Work to do: Across the data below, how many lines hold "styles"? Answer with that number and nothing else.

★ ★ ★

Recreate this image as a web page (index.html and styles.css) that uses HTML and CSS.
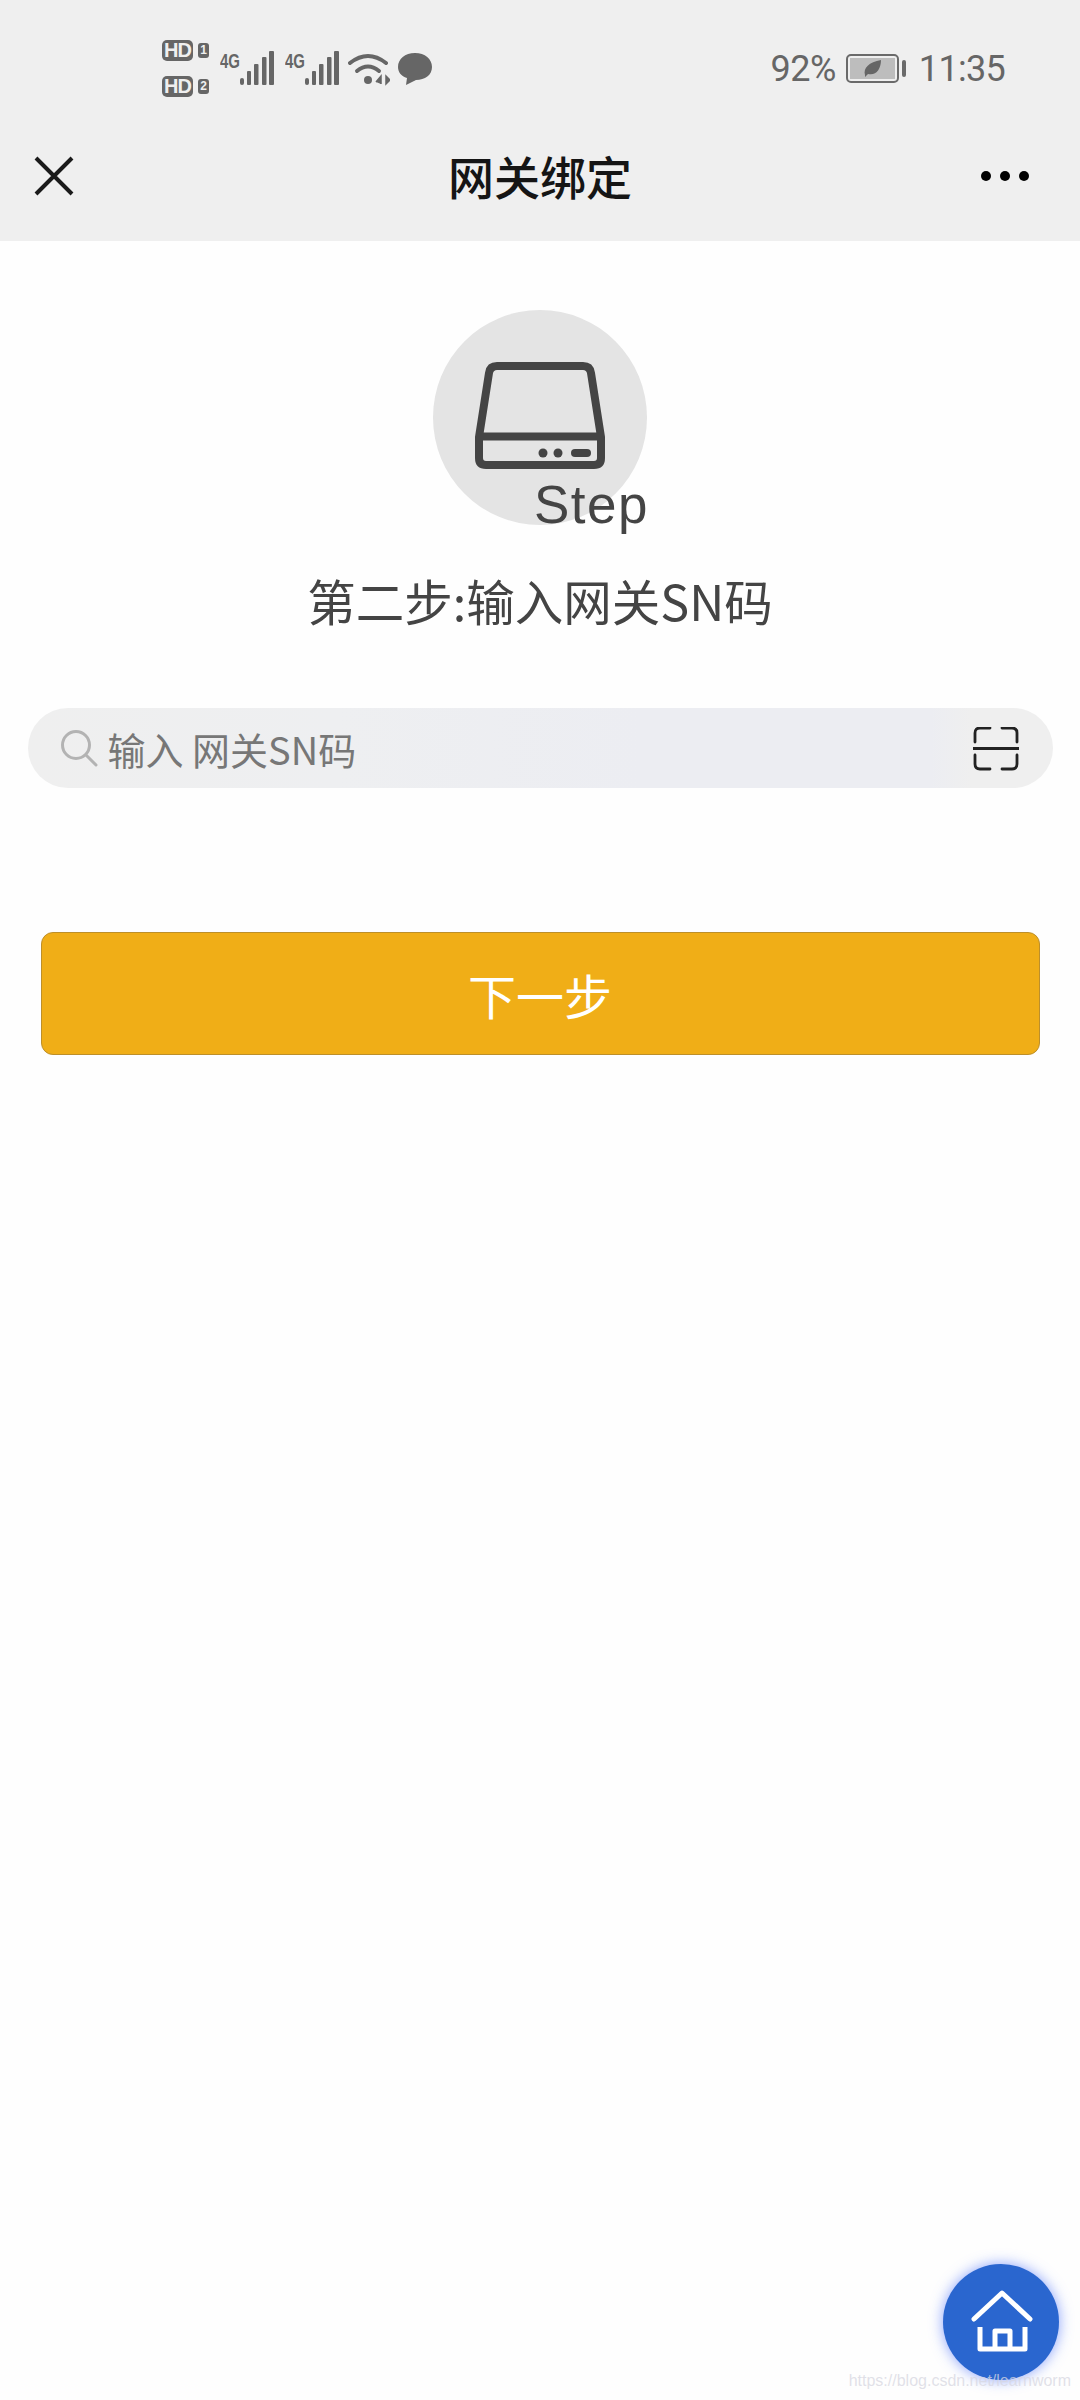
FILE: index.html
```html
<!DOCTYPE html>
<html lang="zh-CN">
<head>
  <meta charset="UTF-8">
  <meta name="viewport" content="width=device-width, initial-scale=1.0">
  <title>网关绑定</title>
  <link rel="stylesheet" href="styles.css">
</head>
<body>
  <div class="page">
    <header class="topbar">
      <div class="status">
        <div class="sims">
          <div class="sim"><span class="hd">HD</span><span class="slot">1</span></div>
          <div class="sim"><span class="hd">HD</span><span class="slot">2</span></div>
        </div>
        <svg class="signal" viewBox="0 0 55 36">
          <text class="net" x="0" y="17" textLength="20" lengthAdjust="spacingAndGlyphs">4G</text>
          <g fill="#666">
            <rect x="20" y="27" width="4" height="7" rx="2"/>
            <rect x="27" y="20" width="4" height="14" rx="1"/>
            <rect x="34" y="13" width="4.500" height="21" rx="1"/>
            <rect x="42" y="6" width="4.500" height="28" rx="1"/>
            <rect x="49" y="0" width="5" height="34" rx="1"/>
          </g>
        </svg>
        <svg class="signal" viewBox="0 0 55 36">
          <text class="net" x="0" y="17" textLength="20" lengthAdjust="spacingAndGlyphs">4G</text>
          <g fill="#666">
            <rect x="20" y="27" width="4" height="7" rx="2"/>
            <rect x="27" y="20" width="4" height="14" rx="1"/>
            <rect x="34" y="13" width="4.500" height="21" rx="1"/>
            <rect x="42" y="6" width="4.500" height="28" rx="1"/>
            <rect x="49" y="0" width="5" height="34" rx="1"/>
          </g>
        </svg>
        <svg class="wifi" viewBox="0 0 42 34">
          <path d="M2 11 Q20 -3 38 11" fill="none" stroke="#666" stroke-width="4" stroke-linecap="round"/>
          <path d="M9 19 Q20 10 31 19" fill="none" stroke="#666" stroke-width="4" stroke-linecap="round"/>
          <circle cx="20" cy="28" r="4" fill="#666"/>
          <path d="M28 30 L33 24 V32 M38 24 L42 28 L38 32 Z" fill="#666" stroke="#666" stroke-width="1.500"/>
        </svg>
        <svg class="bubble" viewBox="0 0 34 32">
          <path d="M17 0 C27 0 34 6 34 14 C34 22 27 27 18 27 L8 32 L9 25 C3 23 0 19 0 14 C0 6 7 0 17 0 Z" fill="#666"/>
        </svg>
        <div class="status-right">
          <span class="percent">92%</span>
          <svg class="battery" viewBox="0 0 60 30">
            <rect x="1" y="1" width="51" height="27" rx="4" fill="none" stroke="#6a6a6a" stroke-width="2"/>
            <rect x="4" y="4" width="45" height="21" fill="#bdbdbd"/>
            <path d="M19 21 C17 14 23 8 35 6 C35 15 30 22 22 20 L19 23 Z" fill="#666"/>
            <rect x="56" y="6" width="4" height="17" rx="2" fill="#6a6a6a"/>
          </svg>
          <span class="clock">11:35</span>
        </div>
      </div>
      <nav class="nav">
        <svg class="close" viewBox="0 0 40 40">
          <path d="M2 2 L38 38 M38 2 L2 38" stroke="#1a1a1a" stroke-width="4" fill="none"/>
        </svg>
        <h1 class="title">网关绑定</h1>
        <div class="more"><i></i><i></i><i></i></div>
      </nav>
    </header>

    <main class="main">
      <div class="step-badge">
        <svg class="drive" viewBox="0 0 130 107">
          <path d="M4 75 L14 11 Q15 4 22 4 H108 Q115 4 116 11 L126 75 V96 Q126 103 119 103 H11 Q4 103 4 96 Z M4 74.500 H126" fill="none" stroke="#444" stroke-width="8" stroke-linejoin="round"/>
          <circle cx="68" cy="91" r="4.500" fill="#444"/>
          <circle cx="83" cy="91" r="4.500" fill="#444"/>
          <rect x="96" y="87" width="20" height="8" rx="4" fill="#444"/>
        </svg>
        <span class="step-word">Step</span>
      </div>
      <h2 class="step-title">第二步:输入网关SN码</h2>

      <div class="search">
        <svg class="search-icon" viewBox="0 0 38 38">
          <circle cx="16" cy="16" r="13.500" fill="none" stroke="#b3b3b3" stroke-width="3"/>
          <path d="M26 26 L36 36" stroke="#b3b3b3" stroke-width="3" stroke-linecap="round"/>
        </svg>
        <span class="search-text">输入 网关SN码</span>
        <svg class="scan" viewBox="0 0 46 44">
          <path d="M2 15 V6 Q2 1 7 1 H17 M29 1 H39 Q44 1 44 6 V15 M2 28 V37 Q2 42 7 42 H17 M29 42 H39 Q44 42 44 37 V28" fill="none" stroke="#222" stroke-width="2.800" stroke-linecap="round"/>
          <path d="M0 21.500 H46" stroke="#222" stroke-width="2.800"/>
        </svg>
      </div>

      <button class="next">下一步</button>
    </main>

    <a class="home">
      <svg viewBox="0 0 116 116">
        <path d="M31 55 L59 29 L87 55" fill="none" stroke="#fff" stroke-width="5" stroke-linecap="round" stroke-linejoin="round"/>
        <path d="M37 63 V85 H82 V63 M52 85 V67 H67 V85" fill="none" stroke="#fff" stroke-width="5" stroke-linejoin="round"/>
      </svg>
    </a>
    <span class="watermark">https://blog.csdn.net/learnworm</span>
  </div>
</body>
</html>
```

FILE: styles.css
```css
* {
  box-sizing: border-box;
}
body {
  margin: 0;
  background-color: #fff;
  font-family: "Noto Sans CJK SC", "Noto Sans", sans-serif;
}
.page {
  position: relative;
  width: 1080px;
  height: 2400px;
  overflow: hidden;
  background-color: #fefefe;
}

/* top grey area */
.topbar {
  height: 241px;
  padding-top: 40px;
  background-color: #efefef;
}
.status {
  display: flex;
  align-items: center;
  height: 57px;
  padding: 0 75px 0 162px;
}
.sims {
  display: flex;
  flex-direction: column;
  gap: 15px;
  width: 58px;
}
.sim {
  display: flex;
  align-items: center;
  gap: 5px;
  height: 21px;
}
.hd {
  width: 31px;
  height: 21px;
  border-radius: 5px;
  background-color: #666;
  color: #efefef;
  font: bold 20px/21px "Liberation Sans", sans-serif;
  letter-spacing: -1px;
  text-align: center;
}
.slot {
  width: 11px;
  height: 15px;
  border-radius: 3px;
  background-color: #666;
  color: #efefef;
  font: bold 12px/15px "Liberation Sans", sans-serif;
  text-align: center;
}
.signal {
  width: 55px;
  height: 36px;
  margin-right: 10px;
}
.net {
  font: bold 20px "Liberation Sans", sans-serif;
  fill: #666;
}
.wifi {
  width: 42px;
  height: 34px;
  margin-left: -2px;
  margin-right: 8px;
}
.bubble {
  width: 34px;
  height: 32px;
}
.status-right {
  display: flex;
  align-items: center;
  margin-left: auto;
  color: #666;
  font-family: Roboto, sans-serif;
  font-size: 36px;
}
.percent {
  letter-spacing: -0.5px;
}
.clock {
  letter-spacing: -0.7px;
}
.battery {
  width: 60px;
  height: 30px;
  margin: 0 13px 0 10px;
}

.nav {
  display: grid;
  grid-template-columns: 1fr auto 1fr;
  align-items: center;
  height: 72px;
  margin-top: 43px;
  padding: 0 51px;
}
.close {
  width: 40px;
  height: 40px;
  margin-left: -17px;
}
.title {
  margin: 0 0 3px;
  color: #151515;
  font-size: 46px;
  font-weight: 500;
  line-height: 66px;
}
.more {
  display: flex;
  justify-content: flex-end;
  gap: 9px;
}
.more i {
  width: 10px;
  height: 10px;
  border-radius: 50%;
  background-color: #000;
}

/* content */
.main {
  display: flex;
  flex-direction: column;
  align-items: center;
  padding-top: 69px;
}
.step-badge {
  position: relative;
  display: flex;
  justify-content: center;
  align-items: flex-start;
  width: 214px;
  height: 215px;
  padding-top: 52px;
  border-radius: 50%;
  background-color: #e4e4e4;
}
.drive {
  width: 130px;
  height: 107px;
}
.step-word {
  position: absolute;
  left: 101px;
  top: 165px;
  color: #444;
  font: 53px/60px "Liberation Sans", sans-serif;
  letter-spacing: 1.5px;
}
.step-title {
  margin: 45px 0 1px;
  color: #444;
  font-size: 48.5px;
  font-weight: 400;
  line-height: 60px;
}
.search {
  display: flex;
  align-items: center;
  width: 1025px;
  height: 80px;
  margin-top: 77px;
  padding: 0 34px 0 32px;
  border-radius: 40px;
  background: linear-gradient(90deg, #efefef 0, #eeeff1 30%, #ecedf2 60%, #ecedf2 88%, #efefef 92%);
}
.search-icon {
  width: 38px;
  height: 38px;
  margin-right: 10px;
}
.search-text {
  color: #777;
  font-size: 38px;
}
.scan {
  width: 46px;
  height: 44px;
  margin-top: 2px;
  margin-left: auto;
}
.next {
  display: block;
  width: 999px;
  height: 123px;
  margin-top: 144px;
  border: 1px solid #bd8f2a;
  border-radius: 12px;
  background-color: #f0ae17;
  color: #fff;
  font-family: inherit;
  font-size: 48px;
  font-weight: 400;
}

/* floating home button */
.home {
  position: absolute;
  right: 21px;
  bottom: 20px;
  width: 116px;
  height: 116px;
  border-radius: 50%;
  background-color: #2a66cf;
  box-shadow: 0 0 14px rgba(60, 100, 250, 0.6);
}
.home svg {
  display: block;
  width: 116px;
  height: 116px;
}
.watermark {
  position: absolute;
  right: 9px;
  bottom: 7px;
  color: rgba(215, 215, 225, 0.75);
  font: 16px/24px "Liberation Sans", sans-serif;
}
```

★ ★ ★

Solution to this problem: 3